It has been a pretty adventurous second season for “Girls,” and one has to look no further than the experimental, format-breaking mid-season episodes. The nearly standalone short film “One Man’s Trash,” the Staten Island-set “Boys” and Jessa one-off “Video Games” were all fascinating detours from the show’s more traditional HBO comedy format, and often delivered bigger dramatic and emotional payoffs. But as the series wound down, the return to a more conventional approach has been less satisfying, and this weekend’s finale is certainly a let down for anyone hoping that Lena Dunham might regularly be taking “Girls” into bolder waters structurally.

The biggest clue that “Together” swings on a decidedly more upbeat note is likely to due to the participation of Judd Apatow, who steps out from the producer’s chair to log his second co-writing screenplay credit of the series, and first of this season. And his tendency toward sugary, status-quo-retaining finales even after some rather wrenching emotional turmoil (see “This Is 40“) makes itself felt here. If the season opener “It’s About Time” suggested role reversals for Hannah (Dunham) and Marnie (Allison Williams), and the following episodes carving new paths for Adam, Shoshanna, Ray, Charlie and Jessa, the finale resets the board and brings everyone more or less back to where they started, and isn’t afraid to dip into cliché to do so.

For example, Charlie (Christopher Abbott) and Marnie have gone from a brief fuck at the office to regular sex, with Charlie resuming his position as the generous fool (while he gladly sticks his face between Marnie’s legs, one wonders if she’s over her aversion to blowjobs yet) and they are happily eating brunch. A brief argument over their status — are they dating? is this just casual? — leads to Marnie storming out, and Charlie following her (as always) with one last showdown on a sidewalk in which Marnie unloads her long, deep simmering feelings for him. Charlie says, “That’s all I wanted to hear” (seriously, how many romcoms have used that?), admits still feeling the same way for Marnie, and they hug, once again the happy couple. (And oh yeah, Marnie emphasizes that it has nothing to do with his money, but the scene is so saccharine sweet it’s hard to know if that’s irony or sincerity. And at this point Marnie has become such an empty shell of a character, and Charlie such a soggy pushover, it’s hard care too much either way.)
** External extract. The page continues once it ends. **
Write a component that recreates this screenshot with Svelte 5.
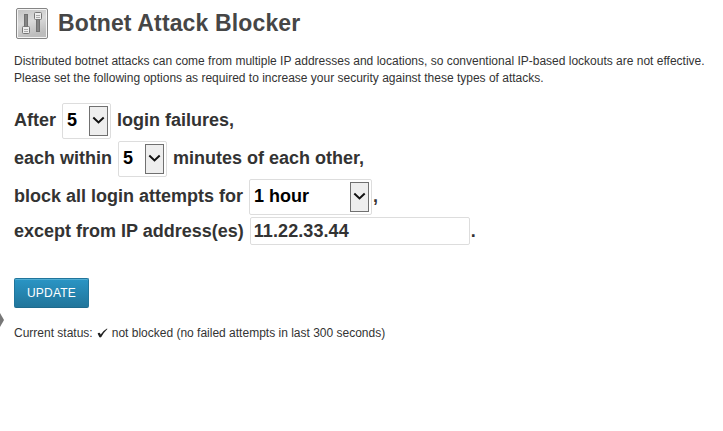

From cliché to plot contrivance, Ray (Alex Karpovsky) and Shoshanna (Zosia Mamet) continue to be on the rocks, with the lack of ambition on Ray’s part a continual sticking point for his younger girlfriend. So he mans up and decides to do something about it, heading to Grumpy’s to confront the owner Herman (Colin Quinn) and tell him he’s returning to finish his masters in Latin Studies. Instead, Herman has a (pretty convenient) surprise for him: he’s opening a new two-floor Grumpy’s in Brooklyn Heights, and if Ray wants to take charge as the manager of that location, it’s all his. But alas, this isn’t enough to comfort Shoshanna, who has grown weary of Ray’s constant negativity toward everything, and by the episode’s end, he has stormed out with his Andy Kaufman standee under his arm, while Shoshanna bounces back quickly, continuing to explore her unleashed sexuality, locking lips with a random dude at a club. While their breakup was inevitable, the arc Ray and Shoshanna have had over the season hasn’t resulted in much growth — Ray will likely be as cynical as ever, while Shoshanna is free to revel in superficiality, as ever adorable as she is.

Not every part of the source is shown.